_Work to complete:_
Leave out the pictures and repeat exactly the lines between the one containing "What React, TypeScript" and the one containing "text-[16px] text-black shadow-[2px_2px_2px_rgba(0,0,0,0.45)]';", inclusive.

_Material for this task:_
****************

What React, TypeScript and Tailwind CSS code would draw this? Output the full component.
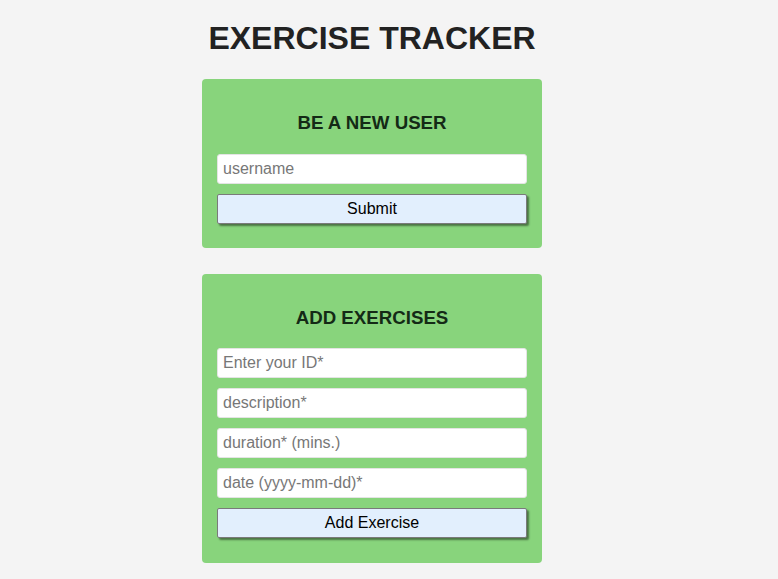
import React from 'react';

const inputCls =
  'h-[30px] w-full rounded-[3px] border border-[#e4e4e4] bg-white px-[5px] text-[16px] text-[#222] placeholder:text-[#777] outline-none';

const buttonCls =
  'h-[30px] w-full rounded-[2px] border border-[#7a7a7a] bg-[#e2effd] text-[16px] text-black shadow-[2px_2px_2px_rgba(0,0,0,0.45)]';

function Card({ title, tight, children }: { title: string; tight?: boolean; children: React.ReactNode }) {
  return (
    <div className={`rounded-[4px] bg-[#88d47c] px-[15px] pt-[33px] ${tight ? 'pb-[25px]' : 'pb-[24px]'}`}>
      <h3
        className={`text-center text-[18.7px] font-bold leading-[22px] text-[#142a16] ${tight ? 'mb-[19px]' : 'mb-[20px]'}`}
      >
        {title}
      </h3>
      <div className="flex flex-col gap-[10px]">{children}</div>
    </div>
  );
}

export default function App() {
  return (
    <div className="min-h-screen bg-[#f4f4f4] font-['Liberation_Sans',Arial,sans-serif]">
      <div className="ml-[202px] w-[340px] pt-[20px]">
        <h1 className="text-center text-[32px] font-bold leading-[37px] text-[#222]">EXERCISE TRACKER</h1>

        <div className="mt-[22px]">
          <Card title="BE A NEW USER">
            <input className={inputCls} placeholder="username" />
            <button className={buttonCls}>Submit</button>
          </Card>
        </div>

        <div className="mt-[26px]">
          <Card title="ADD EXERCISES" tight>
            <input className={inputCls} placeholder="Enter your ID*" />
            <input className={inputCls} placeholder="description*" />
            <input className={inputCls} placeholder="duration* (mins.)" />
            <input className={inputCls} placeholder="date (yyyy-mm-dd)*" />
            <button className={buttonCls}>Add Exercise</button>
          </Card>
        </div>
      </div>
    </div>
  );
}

****************

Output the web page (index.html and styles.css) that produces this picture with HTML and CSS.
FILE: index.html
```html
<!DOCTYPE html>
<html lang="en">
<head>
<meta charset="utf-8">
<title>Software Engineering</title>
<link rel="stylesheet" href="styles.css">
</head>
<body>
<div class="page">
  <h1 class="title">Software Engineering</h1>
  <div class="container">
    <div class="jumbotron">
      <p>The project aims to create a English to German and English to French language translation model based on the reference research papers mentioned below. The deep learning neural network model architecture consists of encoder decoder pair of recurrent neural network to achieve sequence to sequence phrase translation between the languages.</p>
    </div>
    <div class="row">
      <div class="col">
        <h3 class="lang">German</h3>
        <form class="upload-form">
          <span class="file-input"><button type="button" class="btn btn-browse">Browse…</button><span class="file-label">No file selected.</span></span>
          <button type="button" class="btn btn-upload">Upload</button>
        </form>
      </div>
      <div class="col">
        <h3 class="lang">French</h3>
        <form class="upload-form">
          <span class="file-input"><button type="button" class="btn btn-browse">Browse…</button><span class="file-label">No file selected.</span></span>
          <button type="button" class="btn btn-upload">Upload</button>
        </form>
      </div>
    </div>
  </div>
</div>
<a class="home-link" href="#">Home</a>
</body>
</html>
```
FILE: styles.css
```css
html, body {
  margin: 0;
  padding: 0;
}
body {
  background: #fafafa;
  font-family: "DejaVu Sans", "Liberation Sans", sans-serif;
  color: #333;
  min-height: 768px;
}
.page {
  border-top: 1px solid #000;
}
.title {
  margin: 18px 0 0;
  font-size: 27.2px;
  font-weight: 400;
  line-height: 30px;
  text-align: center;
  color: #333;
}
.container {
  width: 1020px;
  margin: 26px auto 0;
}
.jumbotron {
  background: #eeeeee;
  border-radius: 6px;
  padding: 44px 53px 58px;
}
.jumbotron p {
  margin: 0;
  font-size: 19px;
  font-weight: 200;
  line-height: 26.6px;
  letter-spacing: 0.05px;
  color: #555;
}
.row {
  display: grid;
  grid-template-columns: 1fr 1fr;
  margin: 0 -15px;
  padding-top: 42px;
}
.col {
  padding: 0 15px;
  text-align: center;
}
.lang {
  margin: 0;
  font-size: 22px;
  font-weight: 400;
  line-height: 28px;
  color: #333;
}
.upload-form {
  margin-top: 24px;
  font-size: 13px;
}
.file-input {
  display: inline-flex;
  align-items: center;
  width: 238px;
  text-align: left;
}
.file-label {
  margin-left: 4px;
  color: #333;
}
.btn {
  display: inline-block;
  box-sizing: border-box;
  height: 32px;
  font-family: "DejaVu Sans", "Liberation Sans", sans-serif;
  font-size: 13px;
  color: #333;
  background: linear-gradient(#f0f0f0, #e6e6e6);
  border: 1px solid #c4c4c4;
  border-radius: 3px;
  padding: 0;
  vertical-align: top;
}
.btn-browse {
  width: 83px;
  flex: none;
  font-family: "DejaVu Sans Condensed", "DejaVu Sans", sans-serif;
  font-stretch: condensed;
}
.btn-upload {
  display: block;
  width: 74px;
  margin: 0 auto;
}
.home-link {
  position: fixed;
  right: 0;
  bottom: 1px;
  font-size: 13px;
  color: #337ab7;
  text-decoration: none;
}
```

****************

_Written solution:_
What React, TypeScript and Tailwind CSS code would draw this? Output the full component.
import React from 'react';

const inputCls =
  'h-[30px] w-full rounded-[3px] border border-[#e4e4e4] bg-white px-[5px] text-[16px] text-[#222] placeholder:text-[#777] outline-none';

const buttonCls =
  'h-[30px] w-full rounded-[2px] border border-[#7a7a7a] bg-[#e2effd] text-[16px] text-black shadow-[2px_2px_2px_rgba(0,0,0,0.45)]';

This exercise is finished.